Rep. Sidney Mathias said he appreciates Sente's term limits bill, adding, "I have had that bill for the last four years that I filed year after year, and it hasn't gone anywhere, but it's a great idea, and that's why, I'm sure, she filed it. It's certainly not a new idea, since I have been filing that year after year, and the speaker has, like anything, put it into the Dumpster like every other bill."

Mathias said he not only filed a term limits bill, but has also played a part in overthrowing former House Republican leader Lee Daniels.

"In fact, Lee Daniels was the one who asked me to run. And yet when I saw what was going on with his method of leadership and when I saw what was going on with innuendoes going around about what happened -- his chief of staff actually unfortunately went to jail, I said, 'We need a change.'"

Mathias said this was risky, noting that you only get one chance at overthrowing a leader.

"You had better make it, because if you don't, you're not going to be around.

"I challenged that leader, and I got him out, and we, as a small group of legislators, met and we were able to say, 'You know something? Enough. Enough of Lee Daniels.'"

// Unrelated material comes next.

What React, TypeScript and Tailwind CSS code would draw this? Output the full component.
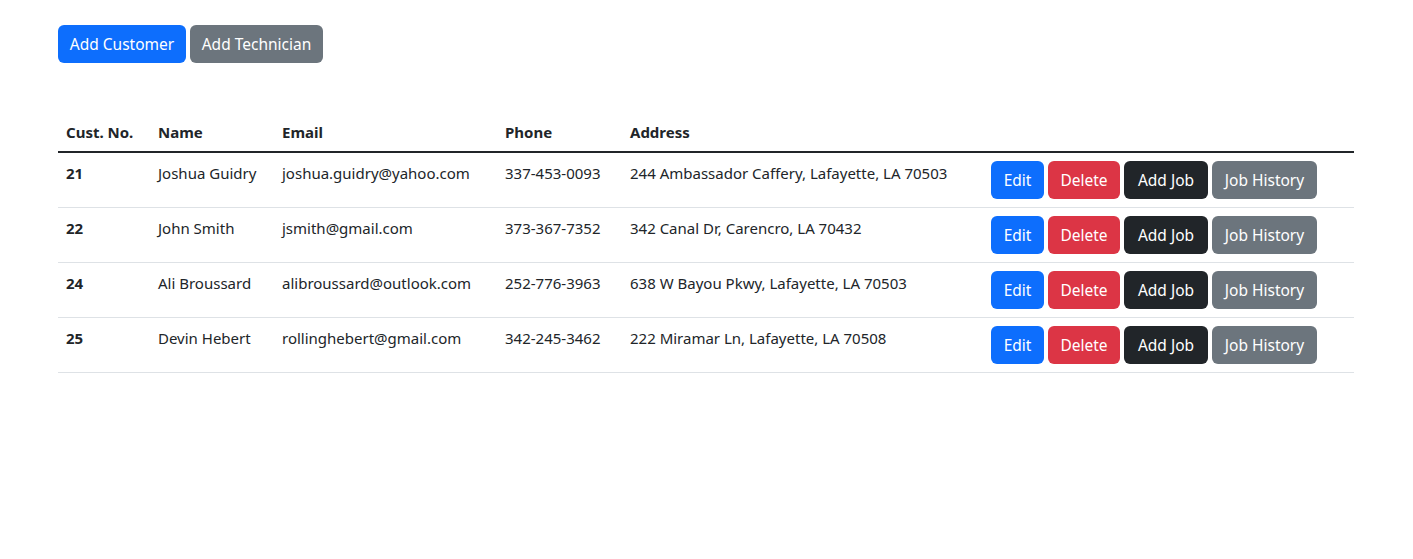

Mathias' third-quarter campaign disclosure report shows receipts of $82,243, none of it from the Republican Party. Of $67,769 in in-kind contributions, though, all except $4,397 is from the Republican Party and the House Republican Organization. And he has received $17,128 in party money since Oct. 1. Overall, 48 percent of his funding is from party sources. He has said he expects to raise a majority of his funding on his own.

Both Mathias and Sente said they are adept at reaching across the aisle to reach bipartisan solutions.

"I am known in the house for passing more Senate Democratic bills. They come to me and said, 'Wait. Did you pick this up to kill it?' And I say, 'No, I picked it up to pass it.'"

"I'm proud to be a Republican, but I'm also an independent. If you don't work with all parties, you're not going to be successful."

Sente said, "I don't think anyone has extended themselves more (than me) to try and, not just say, reach across the aisle, but to do it."